Provided data:
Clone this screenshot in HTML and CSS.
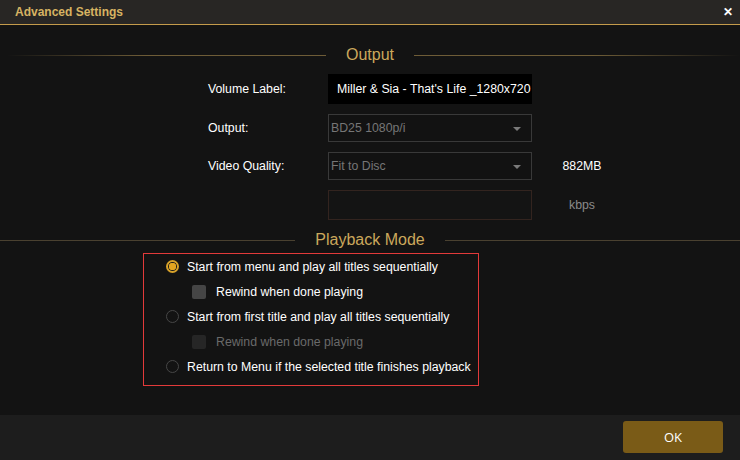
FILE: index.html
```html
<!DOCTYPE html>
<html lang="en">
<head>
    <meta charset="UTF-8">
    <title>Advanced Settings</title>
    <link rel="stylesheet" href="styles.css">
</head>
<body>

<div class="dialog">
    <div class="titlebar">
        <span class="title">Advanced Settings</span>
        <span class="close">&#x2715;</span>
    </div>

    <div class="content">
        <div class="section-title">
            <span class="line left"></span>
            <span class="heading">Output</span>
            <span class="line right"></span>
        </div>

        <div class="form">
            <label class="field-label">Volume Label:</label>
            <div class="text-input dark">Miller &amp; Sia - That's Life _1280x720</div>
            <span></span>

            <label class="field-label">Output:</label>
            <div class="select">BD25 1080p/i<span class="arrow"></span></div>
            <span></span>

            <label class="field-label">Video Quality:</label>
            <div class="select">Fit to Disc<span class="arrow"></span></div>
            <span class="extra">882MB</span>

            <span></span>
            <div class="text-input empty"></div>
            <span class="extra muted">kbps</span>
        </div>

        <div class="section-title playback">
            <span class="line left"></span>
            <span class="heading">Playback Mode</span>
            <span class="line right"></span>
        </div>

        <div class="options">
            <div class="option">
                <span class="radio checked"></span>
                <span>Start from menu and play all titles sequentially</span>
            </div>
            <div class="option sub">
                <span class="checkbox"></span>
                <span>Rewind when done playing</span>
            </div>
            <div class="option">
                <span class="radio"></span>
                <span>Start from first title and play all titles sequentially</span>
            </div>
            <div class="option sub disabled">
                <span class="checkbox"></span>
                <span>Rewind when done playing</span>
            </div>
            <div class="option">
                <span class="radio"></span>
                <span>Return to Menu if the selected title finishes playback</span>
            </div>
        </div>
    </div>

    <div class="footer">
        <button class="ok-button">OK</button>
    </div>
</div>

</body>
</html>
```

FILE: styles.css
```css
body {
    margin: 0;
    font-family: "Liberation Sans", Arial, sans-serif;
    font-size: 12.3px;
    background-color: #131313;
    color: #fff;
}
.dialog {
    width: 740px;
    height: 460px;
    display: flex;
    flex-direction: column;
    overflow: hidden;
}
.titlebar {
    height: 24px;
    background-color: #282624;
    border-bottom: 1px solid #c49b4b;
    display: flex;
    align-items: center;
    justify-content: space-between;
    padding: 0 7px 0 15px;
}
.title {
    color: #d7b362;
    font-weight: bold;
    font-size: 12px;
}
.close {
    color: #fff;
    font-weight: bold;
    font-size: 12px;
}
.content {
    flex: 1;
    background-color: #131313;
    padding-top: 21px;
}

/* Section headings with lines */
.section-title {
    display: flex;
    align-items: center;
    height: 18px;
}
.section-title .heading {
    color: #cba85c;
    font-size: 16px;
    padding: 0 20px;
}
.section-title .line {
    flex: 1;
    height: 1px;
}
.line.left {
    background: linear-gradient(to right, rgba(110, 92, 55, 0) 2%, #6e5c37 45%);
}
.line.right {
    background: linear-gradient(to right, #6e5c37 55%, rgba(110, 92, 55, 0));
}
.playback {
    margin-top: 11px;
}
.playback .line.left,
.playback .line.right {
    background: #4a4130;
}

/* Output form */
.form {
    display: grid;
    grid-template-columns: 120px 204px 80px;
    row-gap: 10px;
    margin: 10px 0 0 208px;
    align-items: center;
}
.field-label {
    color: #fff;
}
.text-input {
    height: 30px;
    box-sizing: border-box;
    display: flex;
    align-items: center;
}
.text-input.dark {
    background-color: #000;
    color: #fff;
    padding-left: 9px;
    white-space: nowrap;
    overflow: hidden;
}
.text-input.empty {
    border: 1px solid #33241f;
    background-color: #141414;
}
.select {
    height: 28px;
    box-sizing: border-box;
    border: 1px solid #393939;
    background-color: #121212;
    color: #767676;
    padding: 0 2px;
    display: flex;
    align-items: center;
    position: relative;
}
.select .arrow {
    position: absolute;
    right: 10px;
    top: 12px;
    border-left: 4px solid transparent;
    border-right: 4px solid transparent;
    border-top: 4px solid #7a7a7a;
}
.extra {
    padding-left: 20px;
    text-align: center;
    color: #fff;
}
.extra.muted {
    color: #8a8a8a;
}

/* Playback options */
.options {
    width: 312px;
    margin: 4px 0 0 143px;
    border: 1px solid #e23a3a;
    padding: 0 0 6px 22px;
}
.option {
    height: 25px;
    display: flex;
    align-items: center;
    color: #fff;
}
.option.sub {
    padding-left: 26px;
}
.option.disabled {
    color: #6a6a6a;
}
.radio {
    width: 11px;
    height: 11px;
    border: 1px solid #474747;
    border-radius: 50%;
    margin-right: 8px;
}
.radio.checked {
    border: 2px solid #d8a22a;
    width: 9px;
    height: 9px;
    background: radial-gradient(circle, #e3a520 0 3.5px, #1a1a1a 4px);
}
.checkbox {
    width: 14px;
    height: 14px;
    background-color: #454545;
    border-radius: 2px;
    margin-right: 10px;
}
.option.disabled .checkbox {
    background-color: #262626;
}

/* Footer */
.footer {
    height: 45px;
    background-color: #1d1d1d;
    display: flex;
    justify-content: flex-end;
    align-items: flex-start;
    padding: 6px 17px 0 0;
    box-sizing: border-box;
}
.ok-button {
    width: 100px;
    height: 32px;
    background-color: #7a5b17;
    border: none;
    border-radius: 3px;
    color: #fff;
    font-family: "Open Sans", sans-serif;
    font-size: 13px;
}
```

Required work: Reproduce every line of the material precisely, omitting its pictures.

Task solution:
Clone this screenshot in HTML and CSS.
FILE: index.html
```html
<!DOCTYPE html>
<html lang="en">
<head>
    <meta charset="UTF-8">
    <title>Advanced Settings</title>
    <link rel="stylesheet" href="styles.css">
</head>
<body>

<div class="dialog">
    <div class="titlebar">
        <span class="title">Advanced Settings</span>
        <span class="close">&#x2715;</span>
    </div>

    <div class="content">
        <div class="section-title">
            <span class="line left"></span>
            <span class="heading">Output</span>
            <span class="line right"></span>
        </div>

        <div class="form">
            <label class="field-label">Volume Label:</label>
            <div class="text-input dark">Miller &amp; Sia - That's Life _1280x720</div>
            <span></span>

            <label class="field-label">Output:</label>
            <div class="select">BD25 1080p/i<span class="arrow"></span></div>
            <span></span>

            <label class="field-label">Video Quality:</label>
            <div class="select">Fit to Disc<span class="arrow"></span></div>
            <span class="extra">882MB</span>

            <span></span>
            <div class="text-input empty"></div>
            <span class="extra muted">kbps</span>
        </div>

        <div class="section-title playback">
            <span class="line left"></span>
            <span class="heading">Playback Mode</span>
            <span class="line right"></span>
        </div>

        <div class="options">
            <div class="option">
                <span class="radio checked"></span>
                <span>Start from menu and play all titles sequentially</span>
            </div>
            <div class="option sub">
                <span class="checkbox"></span>
                <span>Rewind when done playing</span>
            </div>
            <div class="option">
                <span class="radio"></span>
                <span>Start from first title and play all titles sequentially</span>
            </div>
            <div class="option sub disabled">
                <span class="checkbox"></span>
                <span>Rewind when done playing</span>
            </div>
            <div class="option">
                <span class="radio"></span>
                <span>Return to Menu if the selected title finishes playback</span>
            </div>
        </div>
    </div>

    <div class="footer">
        <button class="ok-button">OK</button>
    </div>
</div>

</body>
</html>
```

FILE: styles.css
```css
body {
    margin: 0;
    font-family: "Liberation Sans", Arial, sans-serif;
    font-size: 12.3px;
    background-color: #131313;
    color: #fff;
}
.dialog {
    width: 740px;
    height: 460px;
    display: flex;
    flex-direction: column;
    overflow: hidden;
}
.titlebar {
    height: 24px;
    background-color: #282624;
    border-bottom: 1px solid #c49b4b;
    display: flex;
    align-items: center;
    justify-content: space-between;
    padding: 0 7px 0 15px;
}
.title {
    color: #d7b362;
    font-weight: bold;
    font-size: 12px;
}
.close {
    color: #fff;
    font-weight: bold;
    font-size: 12px;
}
.content {
    flex: 1;
    background-color: #131313;
    padding-top: 21px;
}

/* Section headings with lines */
.section-title {
    display: flex;
    align-items: center;
    height: 18px;
}
.section-title .heading {
    color: #cba85c;
    font-size: 16px;
    padding: 0 20px;
}
.section-title .line {
    flex: 1;
    height: 1px;
}
.line.left {
    background: linear-gradient(to right, rgba(110, 92, 55, 0) 2%, #6e5c37 45%);
}
.line.right {
    background: linear-gradient(to right, #6e5c37 55%, rgba(110, 92, 55, 0));
}
.playback {
    margin-top: 11px;
}
.playback .line.left,
.playback .line.right {
    background: #4a4130;
}

/* Output form */
.form {
    display: grid;
    grid-template-columns: 120px 204px 80px;
    row-gap: 10px;
    margin: 10px 0 0 208px;
    align-items: center;
}
.field-label {
    color: #fff;
}
.text-input {
    height: 30px;
    box-sizing: border-box;
    display: flex;
    align-items: center;
}
.text-input.dark {
    background-color: #000;
    color: #fff;
    padding-left: 9px;
    white-space: nowrap;
    overflow: hidden;
}
.text-input.empty {
    border: 1px solid #33241f;
    background-color: #141414;
}
.select {
    height: 28px;
    box-sizing: border-box;
    border: 1px solid #393939;
    background-color: #121212;
    color: #767676;
    padding: 0 2px;
    display: flex;
    align-items: center;
    position: relative;
}
.select .arrow {
    position: absolute;
    right: 10px;
    top: 12px;
    border-left: 4px solid transparent;
    border-right: 4px solid transparent;
    border-top: 4px solid #7a7a7a;
}
.extra {
    padding-left: 20px;
    text-align: center;
    color: #fff;
}
.extra.muted {
    color: #8a8a8a;
}

/* Playback options */
.options {
    width: 312px;
    margin: 4px 0 0 143px;
    border: 1px solid #e23a3a;
    padding: 0 0 6px 22px;
}
.option {
    height: 25px;
    display: flex;
    align-items: center;
    color: #fff;
}
.option.sub {
    padding-left: 26px;
}
.option.disabled {
    color: #6a6a6a;
}
.radio {
    width: 11px;
    height: 11px;
    border: 1px solid #474747;
    border-radius: 50%;
    margin-right: 8px;
}
.radio.checked {
    border: 2px solid #d8a22a;
    width: 9px;
    height: 9px;
    background: radial-gradient(circle, #e3a520 0 3.5px, #1a1a1a 4px);
}
.checkbox {
    width: 14px;
    height: 14px;
    background-color: #454545;
    border-radius: 2px;
    margin-right: 10px;
}
.option.disabled .checkbox {
    background-color: #262626;
}

/* Footer */
.footer {
    height: 45px;
    background-color: #1d1d1d;
    display: flex;
    justify-content: flex-end;
    align-items: flex-start;
    padding: 6px 17px 0 0;
    box-sizing: border-box;
}
.ok-button {
    width: 100px;
    height: 32px;
    background-color: #7a5b17;
    border: none;
    border-radius: 3px;
    color: #fff;
    font-family: "Open Sans", sans-serif;
    font-size: 13px;
}
```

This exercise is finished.